**TASK GOAL**
Tally each line where the word "this" occurs, then give only the total.

**INFORMATION PROVIDED**
* Start *

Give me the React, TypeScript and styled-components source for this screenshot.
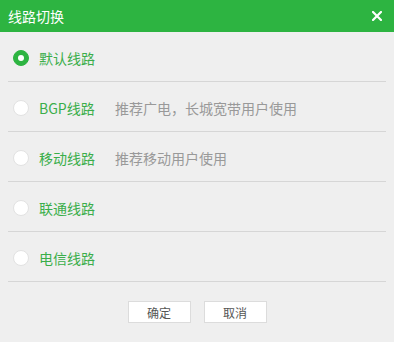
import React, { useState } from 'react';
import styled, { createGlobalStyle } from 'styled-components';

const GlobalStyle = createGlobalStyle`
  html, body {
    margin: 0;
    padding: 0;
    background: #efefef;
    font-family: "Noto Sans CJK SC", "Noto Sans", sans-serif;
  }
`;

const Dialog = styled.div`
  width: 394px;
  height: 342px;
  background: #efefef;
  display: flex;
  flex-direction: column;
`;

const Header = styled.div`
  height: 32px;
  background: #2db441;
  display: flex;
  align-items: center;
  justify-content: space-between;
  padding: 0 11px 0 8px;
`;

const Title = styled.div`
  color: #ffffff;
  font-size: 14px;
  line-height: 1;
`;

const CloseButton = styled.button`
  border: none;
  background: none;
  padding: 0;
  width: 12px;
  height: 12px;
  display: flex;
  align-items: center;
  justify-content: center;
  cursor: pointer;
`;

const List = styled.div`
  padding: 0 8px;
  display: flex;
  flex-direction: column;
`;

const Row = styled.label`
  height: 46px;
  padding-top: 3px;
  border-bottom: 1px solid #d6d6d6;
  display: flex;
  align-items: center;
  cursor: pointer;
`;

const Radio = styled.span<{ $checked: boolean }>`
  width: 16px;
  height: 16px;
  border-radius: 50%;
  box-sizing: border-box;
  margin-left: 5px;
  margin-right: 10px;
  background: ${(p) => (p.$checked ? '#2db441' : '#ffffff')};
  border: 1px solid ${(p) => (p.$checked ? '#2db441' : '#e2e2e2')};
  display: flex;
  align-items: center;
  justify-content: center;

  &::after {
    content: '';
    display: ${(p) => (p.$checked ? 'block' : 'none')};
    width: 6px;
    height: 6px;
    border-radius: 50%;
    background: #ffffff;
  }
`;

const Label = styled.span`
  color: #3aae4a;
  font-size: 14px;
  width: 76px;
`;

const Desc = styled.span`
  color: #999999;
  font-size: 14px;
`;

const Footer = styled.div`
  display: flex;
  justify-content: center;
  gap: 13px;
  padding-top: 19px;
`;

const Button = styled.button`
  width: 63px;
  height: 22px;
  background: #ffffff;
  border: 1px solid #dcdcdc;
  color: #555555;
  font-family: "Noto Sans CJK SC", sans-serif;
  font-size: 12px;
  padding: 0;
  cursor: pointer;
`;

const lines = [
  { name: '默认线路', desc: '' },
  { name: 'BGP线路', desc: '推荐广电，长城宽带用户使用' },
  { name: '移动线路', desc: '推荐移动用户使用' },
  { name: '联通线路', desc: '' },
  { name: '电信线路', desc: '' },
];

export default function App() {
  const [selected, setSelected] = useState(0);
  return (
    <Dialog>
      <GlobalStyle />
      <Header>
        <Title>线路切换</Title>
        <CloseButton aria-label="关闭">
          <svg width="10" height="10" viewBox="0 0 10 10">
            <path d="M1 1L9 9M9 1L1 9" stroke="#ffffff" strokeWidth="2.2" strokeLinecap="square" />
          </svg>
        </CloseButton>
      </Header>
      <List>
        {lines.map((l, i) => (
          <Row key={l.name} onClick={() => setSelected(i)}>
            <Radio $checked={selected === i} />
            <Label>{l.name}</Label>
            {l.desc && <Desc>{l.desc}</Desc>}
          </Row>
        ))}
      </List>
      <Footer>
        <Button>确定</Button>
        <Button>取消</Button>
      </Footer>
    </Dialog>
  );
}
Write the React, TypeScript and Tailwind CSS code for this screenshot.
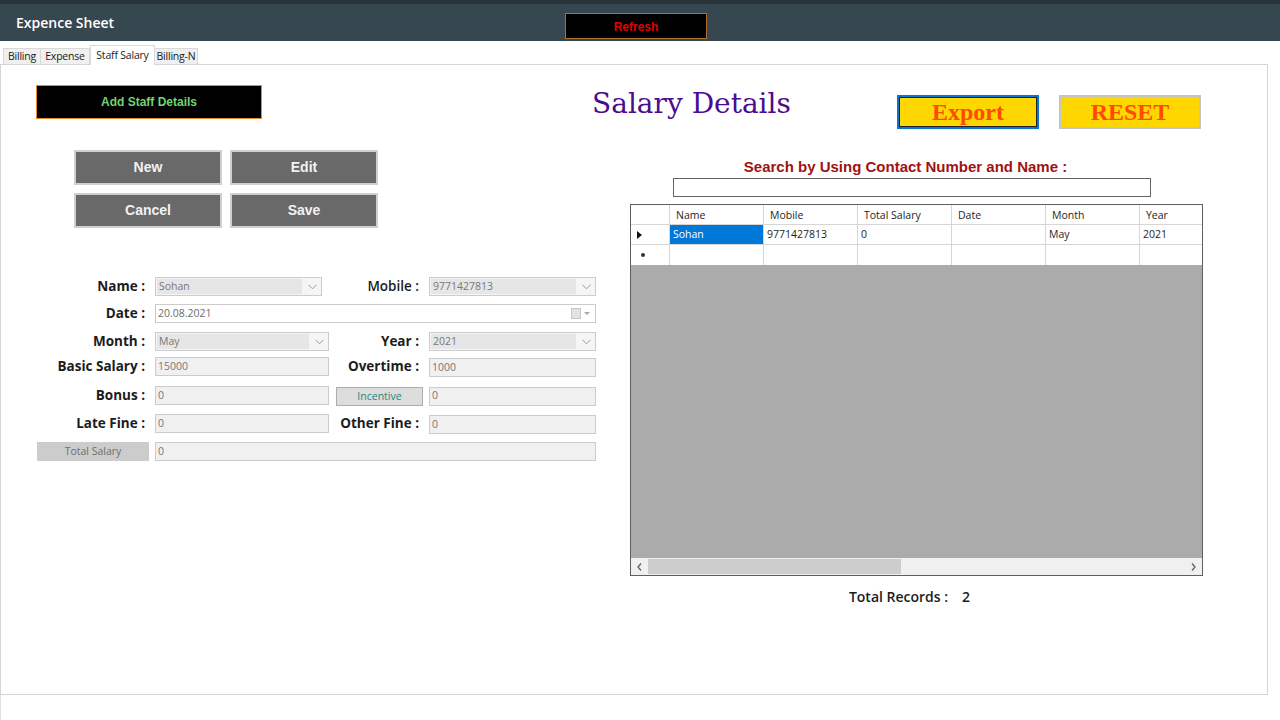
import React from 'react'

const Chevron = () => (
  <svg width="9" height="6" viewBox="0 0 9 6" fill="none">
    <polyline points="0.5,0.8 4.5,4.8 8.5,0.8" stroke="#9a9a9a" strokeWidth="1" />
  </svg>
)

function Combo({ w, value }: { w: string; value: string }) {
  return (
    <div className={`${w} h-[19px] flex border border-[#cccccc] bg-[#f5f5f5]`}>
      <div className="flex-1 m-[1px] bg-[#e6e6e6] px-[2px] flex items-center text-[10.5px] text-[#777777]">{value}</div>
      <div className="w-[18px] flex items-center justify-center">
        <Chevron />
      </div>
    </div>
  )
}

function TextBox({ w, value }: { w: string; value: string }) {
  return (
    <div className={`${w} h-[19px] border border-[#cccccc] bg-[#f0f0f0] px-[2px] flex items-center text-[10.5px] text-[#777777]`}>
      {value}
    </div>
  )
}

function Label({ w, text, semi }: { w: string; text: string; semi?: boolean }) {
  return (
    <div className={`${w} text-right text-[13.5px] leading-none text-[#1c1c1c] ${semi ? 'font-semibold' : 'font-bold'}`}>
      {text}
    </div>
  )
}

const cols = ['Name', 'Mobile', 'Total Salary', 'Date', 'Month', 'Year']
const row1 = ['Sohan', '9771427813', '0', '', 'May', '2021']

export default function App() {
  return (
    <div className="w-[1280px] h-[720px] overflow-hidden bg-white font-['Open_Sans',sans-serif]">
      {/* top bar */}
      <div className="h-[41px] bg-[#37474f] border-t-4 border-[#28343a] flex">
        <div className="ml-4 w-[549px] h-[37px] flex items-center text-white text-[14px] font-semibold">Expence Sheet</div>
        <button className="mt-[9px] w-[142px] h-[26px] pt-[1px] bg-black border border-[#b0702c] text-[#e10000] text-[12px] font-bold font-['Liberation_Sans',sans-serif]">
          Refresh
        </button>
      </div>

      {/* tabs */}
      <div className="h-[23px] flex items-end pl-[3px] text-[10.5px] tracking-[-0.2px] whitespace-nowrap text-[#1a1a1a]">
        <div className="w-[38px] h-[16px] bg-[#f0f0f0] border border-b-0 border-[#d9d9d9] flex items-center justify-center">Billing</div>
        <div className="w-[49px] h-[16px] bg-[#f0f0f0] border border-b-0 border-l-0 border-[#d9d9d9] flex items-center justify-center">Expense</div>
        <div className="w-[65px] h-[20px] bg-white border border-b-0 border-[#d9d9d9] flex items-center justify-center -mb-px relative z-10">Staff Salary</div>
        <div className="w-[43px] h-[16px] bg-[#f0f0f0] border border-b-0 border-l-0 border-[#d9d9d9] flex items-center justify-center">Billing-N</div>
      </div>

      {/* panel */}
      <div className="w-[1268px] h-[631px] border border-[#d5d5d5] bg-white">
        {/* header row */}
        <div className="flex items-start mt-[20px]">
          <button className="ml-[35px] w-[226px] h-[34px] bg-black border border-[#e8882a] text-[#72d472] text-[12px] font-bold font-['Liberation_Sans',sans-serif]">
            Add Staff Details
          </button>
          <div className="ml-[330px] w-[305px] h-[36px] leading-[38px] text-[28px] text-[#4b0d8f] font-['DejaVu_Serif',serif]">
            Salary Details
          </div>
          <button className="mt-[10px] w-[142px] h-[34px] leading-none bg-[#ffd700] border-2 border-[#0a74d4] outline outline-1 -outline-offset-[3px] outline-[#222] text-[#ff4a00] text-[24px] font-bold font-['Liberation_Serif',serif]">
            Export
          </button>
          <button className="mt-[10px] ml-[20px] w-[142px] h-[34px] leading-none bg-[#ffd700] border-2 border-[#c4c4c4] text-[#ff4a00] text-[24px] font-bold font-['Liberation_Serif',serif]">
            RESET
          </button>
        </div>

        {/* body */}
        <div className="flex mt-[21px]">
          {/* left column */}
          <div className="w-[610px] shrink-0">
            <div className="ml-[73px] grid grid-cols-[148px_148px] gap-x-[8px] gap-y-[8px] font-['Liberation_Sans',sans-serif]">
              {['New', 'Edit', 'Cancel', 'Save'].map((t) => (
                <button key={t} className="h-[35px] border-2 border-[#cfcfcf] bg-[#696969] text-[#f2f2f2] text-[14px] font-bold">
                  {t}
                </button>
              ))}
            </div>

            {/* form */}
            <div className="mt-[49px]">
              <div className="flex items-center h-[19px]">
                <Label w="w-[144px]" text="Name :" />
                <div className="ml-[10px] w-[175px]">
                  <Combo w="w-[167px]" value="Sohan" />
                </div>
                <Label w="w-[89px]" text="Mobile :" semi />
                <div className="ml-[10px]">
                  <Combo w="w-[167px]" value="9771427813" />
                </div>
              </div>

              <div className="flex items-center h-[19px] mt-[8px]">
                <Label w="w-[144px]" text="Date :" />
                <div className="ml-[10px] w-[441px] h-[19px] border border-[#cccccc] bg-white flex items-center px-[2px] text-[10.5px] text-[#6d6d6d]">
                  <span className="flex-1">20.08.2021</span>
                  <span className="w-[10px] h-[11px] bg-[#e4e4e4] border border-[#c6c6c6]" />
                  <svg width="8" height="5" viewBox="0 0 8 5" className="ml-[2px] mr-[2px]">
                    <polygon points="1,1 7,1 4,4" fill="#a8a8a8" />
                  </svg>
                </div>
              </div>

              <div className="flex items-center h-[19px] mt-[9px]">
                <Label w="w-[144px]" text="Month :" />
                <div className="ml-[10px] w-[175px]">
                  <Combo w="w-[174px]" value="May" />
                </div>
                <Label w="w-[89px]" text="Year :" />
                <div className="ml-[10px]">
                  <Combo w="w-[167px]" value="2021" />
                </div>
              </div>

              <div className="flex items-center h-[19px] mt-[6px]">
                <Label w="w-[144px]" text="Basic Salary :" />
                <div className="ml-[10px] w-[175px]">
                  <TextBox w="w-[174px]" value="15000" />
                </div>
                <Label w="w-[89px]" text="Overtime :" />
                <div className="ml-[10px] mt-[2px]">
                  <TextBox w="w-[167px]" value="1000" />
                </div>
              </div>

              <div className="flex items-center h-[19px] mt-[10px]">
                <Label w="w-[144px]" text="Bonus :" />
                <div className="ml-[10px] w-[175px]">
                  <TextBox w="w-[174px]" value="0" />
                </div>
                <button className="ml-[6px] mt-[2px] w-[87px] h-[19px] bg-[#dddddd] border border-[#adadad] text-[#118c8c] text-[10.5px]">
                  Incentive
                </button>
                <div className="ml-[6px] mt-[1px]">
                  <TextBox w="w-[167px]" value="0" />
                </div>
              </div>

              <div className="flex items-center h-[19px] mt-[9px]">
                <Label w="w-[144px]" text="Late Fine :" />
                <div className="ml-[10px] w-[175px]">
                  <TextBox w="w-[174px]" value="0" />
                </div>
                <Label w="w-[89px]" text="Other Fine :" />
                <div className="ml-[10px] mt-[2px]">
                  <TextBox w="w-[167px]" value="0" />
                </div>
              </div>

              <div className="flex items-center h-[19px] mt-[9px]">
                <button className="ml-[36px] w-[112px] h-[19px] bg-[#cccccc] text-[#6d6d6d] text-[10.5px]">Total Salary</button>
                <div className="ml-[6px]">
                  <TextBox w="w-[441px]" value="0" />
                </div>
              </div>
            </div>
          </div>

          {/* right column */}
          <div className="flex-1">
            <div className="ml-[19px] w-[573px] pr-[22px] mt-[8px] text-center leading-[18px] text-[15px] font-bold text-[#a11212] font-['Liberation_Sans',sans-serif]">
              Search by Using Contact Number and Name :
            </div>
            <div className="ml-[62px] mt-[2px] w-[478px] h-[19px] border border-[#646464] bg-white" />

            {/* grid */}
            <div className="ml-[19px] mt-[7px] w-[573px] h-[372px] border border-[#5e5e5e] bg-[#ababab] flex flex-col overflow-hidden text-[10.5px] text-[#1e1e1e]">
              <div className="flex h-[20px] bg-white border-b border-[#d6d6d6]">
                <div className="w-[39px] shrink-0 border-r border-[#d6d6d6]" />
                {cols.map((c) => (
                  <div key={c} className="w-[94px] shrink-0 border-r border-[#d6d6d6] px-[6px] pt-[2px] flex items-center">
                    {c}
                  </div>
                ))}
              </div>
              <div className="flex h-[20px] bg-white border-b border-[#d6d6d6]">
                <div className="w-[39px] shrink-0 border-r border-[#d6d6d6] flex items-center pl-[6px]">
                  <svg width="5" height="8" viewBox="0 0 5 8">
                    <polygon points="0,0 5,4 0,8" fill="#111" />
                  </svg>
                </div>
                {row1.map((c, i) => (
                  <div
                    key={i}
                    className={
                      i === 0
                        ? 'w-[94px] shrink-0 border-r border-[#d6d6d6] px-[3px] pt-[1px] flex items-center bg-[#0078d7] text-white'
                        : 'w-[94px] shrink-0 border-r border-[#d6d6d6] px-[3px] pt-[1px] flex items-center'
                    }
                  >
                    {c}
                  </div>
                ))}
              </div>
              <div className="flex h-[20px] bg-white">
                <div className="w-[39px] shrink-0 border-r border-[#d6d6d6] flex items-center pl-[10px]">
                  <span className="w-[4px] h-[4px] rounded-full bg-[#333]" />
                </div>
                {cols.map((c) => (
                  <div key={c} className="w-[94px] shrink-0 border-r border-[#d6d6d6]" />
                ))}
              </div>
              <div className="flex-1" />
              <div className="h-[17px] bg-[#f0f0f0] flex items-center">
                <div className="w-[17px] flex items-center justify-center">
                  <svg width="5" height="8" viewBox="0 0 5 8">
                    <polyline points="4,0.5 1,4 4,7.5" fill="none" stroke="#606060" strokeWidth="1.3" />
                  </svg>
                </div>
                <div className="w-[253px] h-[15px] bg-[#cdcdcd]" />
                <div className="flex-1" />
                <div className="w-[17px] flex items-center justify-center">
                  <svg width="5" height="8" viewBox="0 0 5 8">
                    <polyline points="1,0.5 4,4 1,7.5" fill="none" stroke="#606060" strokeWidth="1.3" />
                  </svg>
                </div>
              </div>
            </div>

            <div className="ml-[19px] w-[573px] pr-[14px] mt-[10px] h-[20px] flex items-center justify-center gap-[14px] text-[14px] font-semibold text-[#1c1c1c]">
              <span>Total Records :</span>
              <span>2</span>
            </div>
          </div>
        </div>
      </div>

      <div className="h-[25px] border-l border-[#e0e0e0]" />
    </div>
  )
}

* End *
* Start *

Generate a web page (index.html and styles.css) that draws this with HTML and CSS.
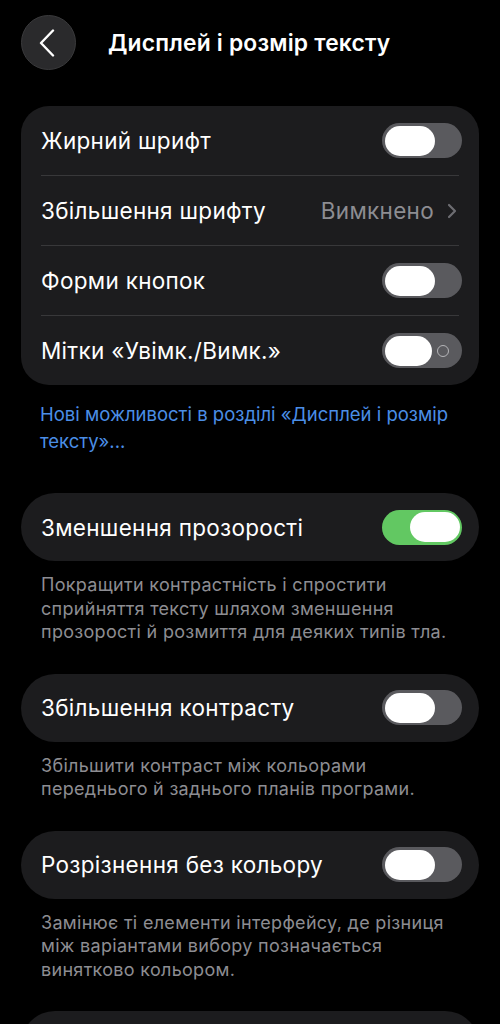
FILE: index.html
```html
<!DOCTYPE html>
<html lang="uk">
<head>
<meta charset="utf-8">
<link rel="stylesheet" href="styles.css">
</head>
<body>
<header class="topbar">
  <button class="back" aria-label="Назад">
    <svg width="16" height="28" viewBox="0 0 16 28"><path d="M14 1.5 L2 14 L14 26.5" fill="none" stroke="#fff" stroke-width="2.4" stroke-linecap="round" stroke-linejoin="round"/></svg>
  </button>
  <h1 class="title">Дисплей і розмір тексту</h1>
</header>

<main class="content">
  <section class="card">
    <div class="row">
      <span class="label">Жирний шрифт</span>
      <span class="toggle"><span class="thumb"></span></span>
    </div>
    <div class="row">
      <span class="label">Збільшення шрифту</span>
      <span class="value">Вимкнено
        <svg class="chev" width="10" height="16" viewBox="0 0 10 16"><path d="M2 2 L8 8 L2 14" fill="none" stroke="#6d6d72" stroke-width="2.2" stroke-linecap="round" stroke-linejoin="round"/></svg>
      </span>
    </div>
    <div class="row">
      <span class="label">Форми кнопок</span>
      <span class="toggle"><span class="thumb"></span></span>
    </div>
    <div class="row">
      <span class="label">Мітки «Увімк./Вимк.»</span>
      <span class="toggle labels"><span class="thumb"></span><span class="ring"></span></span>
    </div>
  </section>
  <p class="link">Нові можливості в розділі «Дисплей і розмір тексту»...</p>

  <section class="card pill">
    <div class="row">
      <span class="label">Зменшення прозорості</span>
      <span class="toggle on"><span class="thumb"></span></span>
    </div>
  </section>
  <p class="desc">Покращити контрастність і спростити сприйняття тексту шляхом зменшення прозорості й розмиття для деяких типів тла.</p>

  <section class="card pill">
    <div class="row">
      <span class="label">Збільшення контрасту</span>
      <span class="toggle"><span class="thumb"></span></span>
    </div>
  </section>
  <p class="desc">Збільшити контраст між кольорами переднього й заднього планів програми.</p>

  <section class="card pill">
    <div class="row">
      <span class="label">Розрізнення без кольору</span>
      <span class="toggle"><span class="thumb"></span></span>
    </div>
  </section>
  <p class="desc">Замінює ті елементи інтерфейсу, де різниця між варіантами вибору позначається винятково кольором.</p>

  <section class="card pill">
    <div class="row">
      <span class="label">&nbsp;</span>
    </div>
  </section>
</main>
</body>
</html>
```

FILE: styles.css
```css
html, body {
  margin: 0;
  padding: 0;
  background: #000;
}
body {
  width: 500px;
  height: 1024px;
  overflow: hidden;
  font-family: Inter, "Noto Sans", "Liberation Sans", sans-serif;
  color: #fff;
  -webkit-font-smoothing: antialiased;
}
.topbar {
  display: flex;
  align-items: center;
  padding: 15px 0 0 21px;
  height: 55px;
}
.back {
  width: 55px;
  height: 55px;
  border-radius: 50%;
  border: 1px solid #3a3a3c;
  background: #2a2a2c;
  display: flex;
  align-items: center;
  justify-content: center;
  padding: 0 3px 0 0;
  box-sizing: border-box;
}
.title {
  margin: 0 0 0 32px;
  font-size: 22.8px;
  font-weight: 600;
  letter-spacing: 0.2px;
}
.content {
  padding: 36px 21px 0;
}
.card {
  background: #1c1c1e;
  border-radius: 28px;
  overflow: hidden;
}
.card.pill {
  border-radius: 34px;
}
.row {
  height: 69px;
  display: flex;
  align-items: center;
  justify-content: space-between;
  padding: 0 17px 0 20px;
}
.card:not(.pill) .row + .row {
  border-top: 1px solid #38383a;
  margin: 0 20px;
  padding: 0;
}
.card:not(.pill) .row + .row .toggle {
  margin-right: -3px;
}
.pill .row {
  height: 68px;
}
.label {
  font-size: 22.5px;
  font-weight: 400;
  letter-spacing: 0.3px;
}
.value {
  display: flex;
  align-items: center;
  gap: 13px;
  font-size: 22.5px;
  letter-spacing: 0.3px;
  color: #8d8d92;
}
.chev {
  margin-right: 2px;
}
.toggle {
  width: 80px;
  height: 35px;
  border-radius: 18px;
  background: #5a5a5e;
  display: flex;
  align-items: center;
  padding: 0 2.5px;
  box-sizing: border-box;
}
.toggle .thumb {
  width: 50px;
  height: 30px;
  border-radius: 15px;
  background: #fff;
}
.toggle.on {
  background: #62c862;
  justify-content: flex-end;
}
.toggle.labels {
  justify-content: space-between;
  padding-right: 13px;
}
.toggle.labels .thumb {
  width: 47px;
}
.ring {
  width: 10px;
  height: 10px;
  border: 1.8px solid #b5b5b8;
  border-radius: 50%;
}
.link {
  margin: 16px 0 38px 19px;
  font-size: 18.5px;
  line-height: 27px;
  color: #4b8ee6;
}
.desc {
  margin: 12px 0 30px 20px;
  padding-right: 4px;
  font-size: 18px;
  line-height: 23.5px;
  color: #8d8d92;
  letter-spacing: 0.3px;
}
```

* End *

**EXPECTED ANSWER**
3